Another show that had that problem was Star Trek: TNG. If any crew member on that show was anything less than upstanding, it was because of mind controlling aliens or something.
I thought this was the best episode since the pilot. The sketches on the show were actually funny. The final scene with the musicians from New Orleans, the marriage proposal and the Ed Asner speech was wonderful.
My only quarrel was that they telegraphed some of the funnier bits (the table breaking coconut, the Nazi saluting santa) in promos.
Could the fact that Amanda Peet is ACTUALLY pregnant possibly have anything to do with Jordan not having an abortion? It might be a bit awkward if she has one and then keeps ballooning up to the size of a house.
I can see S60 not doing a Christmas show, for exactly the same reason Matt gave: it’s L.A., Studio 60 is an “L.A.” show and 75 and sunny isn’t exactly Christmas weather.
The FCC thing was a little unrealistic, but it gave Steven Weber something to do.
The coconut wasn’t even a major plot point, so getting wound up over it doesn’t make a lot of sense.

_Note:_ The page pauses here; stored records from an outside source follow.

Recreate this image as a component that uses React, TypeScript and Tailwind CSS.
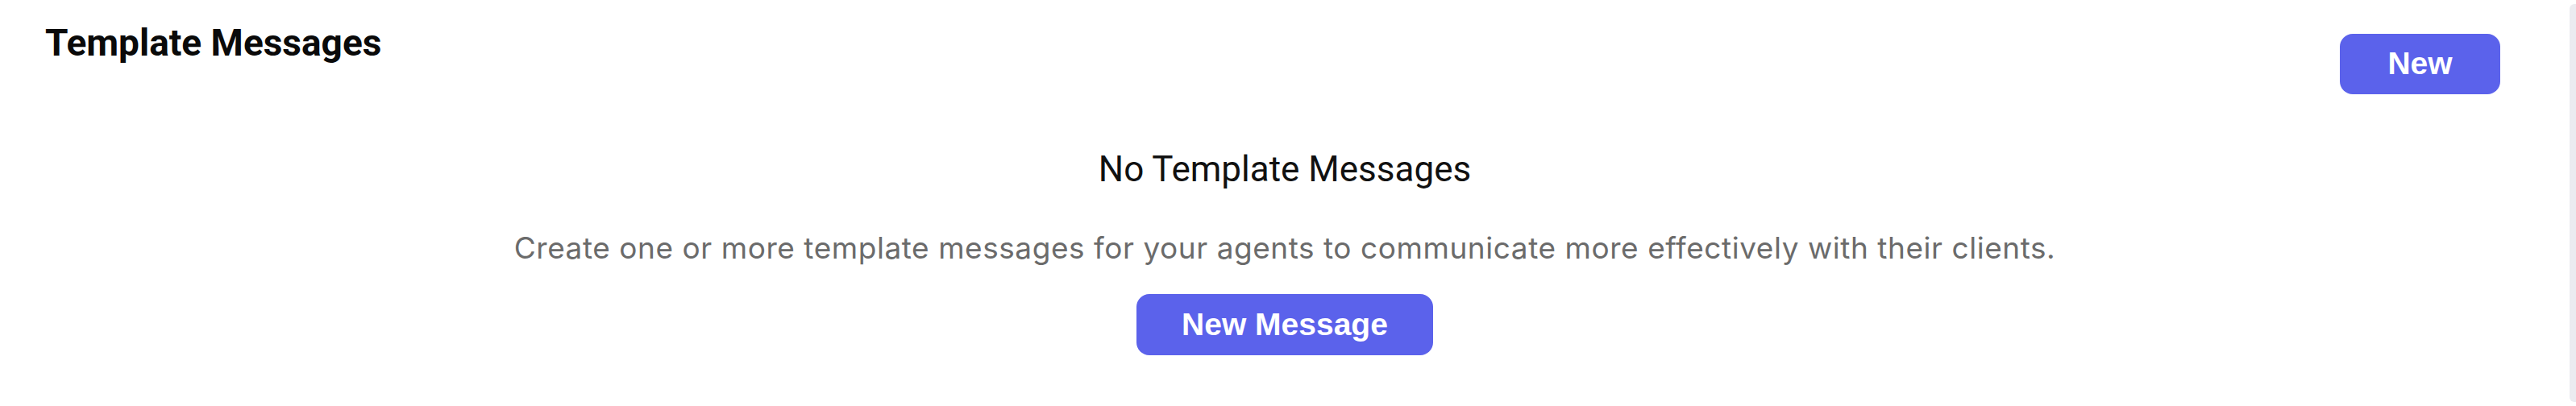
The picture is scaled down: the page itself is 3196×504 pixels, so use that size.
import React from "react";

export default function App() {
  return (
    <div className="flex h-[504px] w-full bg-white">
      <div className="flex min-w-0 flex-1 flex-col">
        <div className="flex items-start justify-between pl-[56px] pr-[86px]">
          <h1 className="mt-[27px] text-[46px] font-bold leading-[52px] text-[#0a0a0a] [font-family:Roboto,'Noto_Sans',sans-serif]">
            Template Messages
          </h1>
          <button className="mt-[42px] flex h-[75px] w-[199px] items-center justify-center rounded-[16px] bg-[#5b62eb] text-[39px] font-bold text-white [font-family:'Liberation_Sans',Arial,sans-serif]">
            New
          </button>
        </div>
        <div className="flex flex-col items-center">
          <div className="mt-[67px] text-[44px] leading-[52px] text-[#111111] [font-family:Roboto,'Noto_Sans',sans-serif]">
            No Template Messages
          </div>
          <p className="mt-[50px] text-[37px] leading-[44px] tracking-[0.55px] text-[#6b6b6b] [font-family:Inter,'Noto_Sans',sans-serif]">
            Create one or more template messages for your agents to communicate more effectively with their clients.
          </p>
          <button className="mt-[35px] flex h-[76px] w-[368px] items-center justify-center rounded-[16px] bg-[#5b62eb] text-[39px] font-bold text-white [font-family:'Liberation_Sans',Arial,sans-serif]">
            New Message
          </button>
        </div>
      </div>
      <div className="my-[5px] w-[8px] rounded-l-[6px] bg-[#ebebf0]" />
    </div>
  );
}
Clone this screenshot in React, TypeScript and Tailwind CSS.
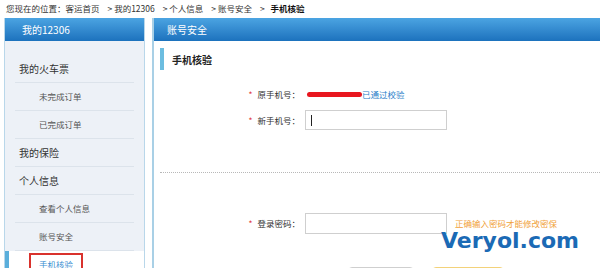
const cjk = { fontFamily: '"Noto Sans CJK SC", "Noto Sans", sans-serif' };

const menu = [
    { label: "我的火车票", sub: false },
    { label: "未完成订单", sub: true },
    { label: "已完成订单", sub: true },
    { label: "我的保险", sub: false },
    { label: "个人信息", sub: false },
    { label: "查看个人信息", sub: true },
    { label: "账号安全", sub: true },
];

function Sidebar() {
    return (
        <aside className="w-[141px] shrink-0 border-x border-[#b9d7ea] bg-[#edf1f7]">
            <div className="flex h-[23px] items-center bg-gradient-to-b from-[#4ba4e2] to-[#1c72bd] pl-[17px] text-[10px] text-white">
                我的12306
            </div>
            <ul className="pt-[14px]">
                {menu.map((m) => (
                    <li key={m.label} className="mx-[10px] flex h-[28px] items-center border-b border-[#dce3eb]">
                        <span className={m.sub ? "pl-[24px] text-[8.5px] text-[#555]" : "pl-[4px] text-[10px] text-[#333]"}>{m.label}</span>
                    </li>
                ))}
                <li className="relative flex h-[28px] items-center bg-white">
                    <span className="h-full w-[4px] bg-[#5aaedb]" />
                    <span className="ml-[20px] border-2 border-[#d9322d] px-[8px] pb-[6px] pt-[3px] text-[8.5px] leading-[12px] text-[#3b8fd2]">手机核验</span>
                </li>
            </ul>
        </aside>
    );
}

function Label({ text }: { text: string }) {
    return (
        <div className="w-[151px] shrink-0 pr-[5px] text-right text-[8.5px] text-[#333]">
            <span className="mr-[5px] text-[#e0393e]">*</span>
            {text}
        </div>
    );
}

function Main() {
    return (
        <section className="ml-[7px] flex-1 border-l-2 border-[#a9d0e6]">
            <div className="flex h-[23px] items-center bg-gradient-to-b from-[#4ba4e2] to-[#1c72bd] pl-[13px] text-[10px] text-white">
                账号安全
            </div>
            <div className="flex items-center pl-[6px] pt-[7px]">
                <span className="h-[22px] w-[4px] bg-[#6cbde0]" />
                <h2 className="ml-[8px] text-[10px] font-bold text-[#222]">手机核验</h2>
            </div>

            <div className="mt-[14px] flex h-[20px] items-center">
                <Label text="原手机号：" />
                <span className="ml-[2px] h-[5px] w-[55px] rounded-full bg-[#e8161f]" />
                <span className="text-[8.5px] text-[#2c7fc9]">已通过校验</span>
            </div>
            <div className="mt-[6px] flex h-[20px] items-center">
                <Label text="新手机号：" />
                <div className="flex h-[20px] w-[142px] items-center border border-[#cfcfcf] pl-[5px]">
                    <span className="h-[11px] w-px bg-[#222]" />
                </div>
            </div>

            <div className="ml-[6px] mt-[42px] border-t border-dotted border-[#b8b8b8]" />

            <div className="mt-[40px] flex h-[21px] items-center">
                <Label text="登录密码：" />
                <div className="h-[21px] w-[142px] border border-[#cfcfcf]" />
                <span className="ml-[8px] text-[8.5px] text-[#f1a23a]">正确输入密码才能修改密保</span>
            </div>

            <div className="mt-[33px] flex pl-[194px]">
                <span className="h-[20px] w-[66px] rounded-sm border border-[#cfcfcf] bg-[#f5f5f5]" />
                <span className="ml-[18px] h-[20px] w-[72px] rounded-sm border border-[#f3d27a] bg-[#fff3c8]" />
            </div>
        </section>
    );
}

export default function App() {
    return (
        <div className="relative h-[268px] w-[600px] overflow-hidden bg-white" style={cjk}>
            <div className="flex h-[17px] items-center gap-[8px] pl-[6px] text-[8.5px] text-[#333]">
                <span>您现在的位置：客运首页</span>
                <span>&gt; 我的12306</span>
                <span>&gt; 个人信息</span>
                <span>&gt; 账号安全</span>
                <span>
                    &gt; <b className="ml-[4px] text-[#111]">手机核验</b>
                </span>
            </div>
            <div className="mt-px flex pl-[4px]">
                <Sidebar />
                <Main />
            </div>
            <div
                className="absolute left-[441px] top-[224px] text-[22px] font-bold text-[#1b6ab5]"
                style={{ fontFamily: '"DejaVu Sans", sans-serif' }}
            >
                Veryol.com
            </div>
        </div>
    );
}
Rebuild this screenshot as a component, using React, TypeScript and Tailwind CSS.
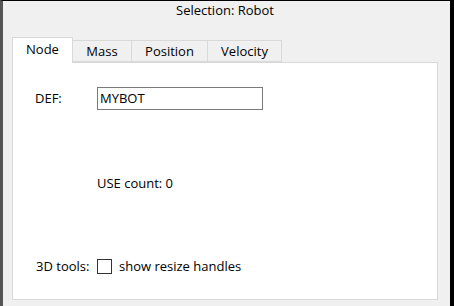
const tabs = [
  { label: "Node", width: "w-[61px]", active: true },
  { label: "Mass", width: "w-[59px]", active: false },
  { label: "Position", width: "w-[76px]", active: false },
  { label: "Velocity", width: "w-[74px]", active: false },
];

export default function App() {
  return (
    <div
      className="relative flex h-[306px] w-[454px] flex-col border-t border-r-4 border-l-[3px] border-t-black border-r-black border-l-[#555] bg-[#f0f0f0] pr-[12px] pb-[6px] pl-[9px] text-[13px] leading-none text-black"
      style={{ fontFamily: '"Open Sans", "Noto Sans", sans-serif' }}
    >
      <div className="flex h-[19px] items-center justify-center">
        Selection: Robot
      </div>

      {/* tab strip */}
      <div className="mt-[17px] flex h-[25px] items-end">
        {tabs.map((t) =>
          t.active ? (
            <div
              key={t.label}
              className={`${t.width} relative z-10 -mb-px flex h-[26px] items-center justify-center border border-b-0 border-[#d9d9d9] bg-white pb-[2px]`}
            >
              {t.label}
            </div>
          ) : (
            <div
              key={t.label}
              className={`${t.width} flex h-[22px] items-center justify-center border border-l-0 border-[#d9d9d9] bg-[#f0f0f0]`}
            >
              {t.label}
            </div>
          ),
        )}
      </div>

      {/* panel */}
      <div className="flex flex-1 flex-col border border-[#d9d9d9] bg-white pt-[24px] pl-[22px]">
        <div className="flex h-[23px] items-center">
          <span className="w-[62px]">DEF:</span>
          <div className="flex h-[23px] w-[166px] items-center border border-[#7a7a7a] pl-[2px]">
            MYBOT
          </div>
        </div>

        <div className="mt-[62px] flex h-[23px] items-center pl-[62px]">
          USE count: 0
        </div>

        <div className="mt-[63px] flex h-[16px] items-center">
          <span className="w-[62px] pl-px">3D tools:</span>
          <div className="h-[15px] w-[15px] border border-[#333] bg-white" />
          <span className="ml-[7px]">show resize handles</span>
        </div>
      </div>
    </div>
  );
}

I thought this episode was keeping with the trend of the last few, which is to say it has improved a ton and has more than enough redeeming value to be worth watching despite some flaws. I even liked Weber in this episode, which is saying something.
Oh, and this time around, Bradley Whitford gets to get all of that sexual tension out in the open right away instead of letting it just sit there the entire length of the series!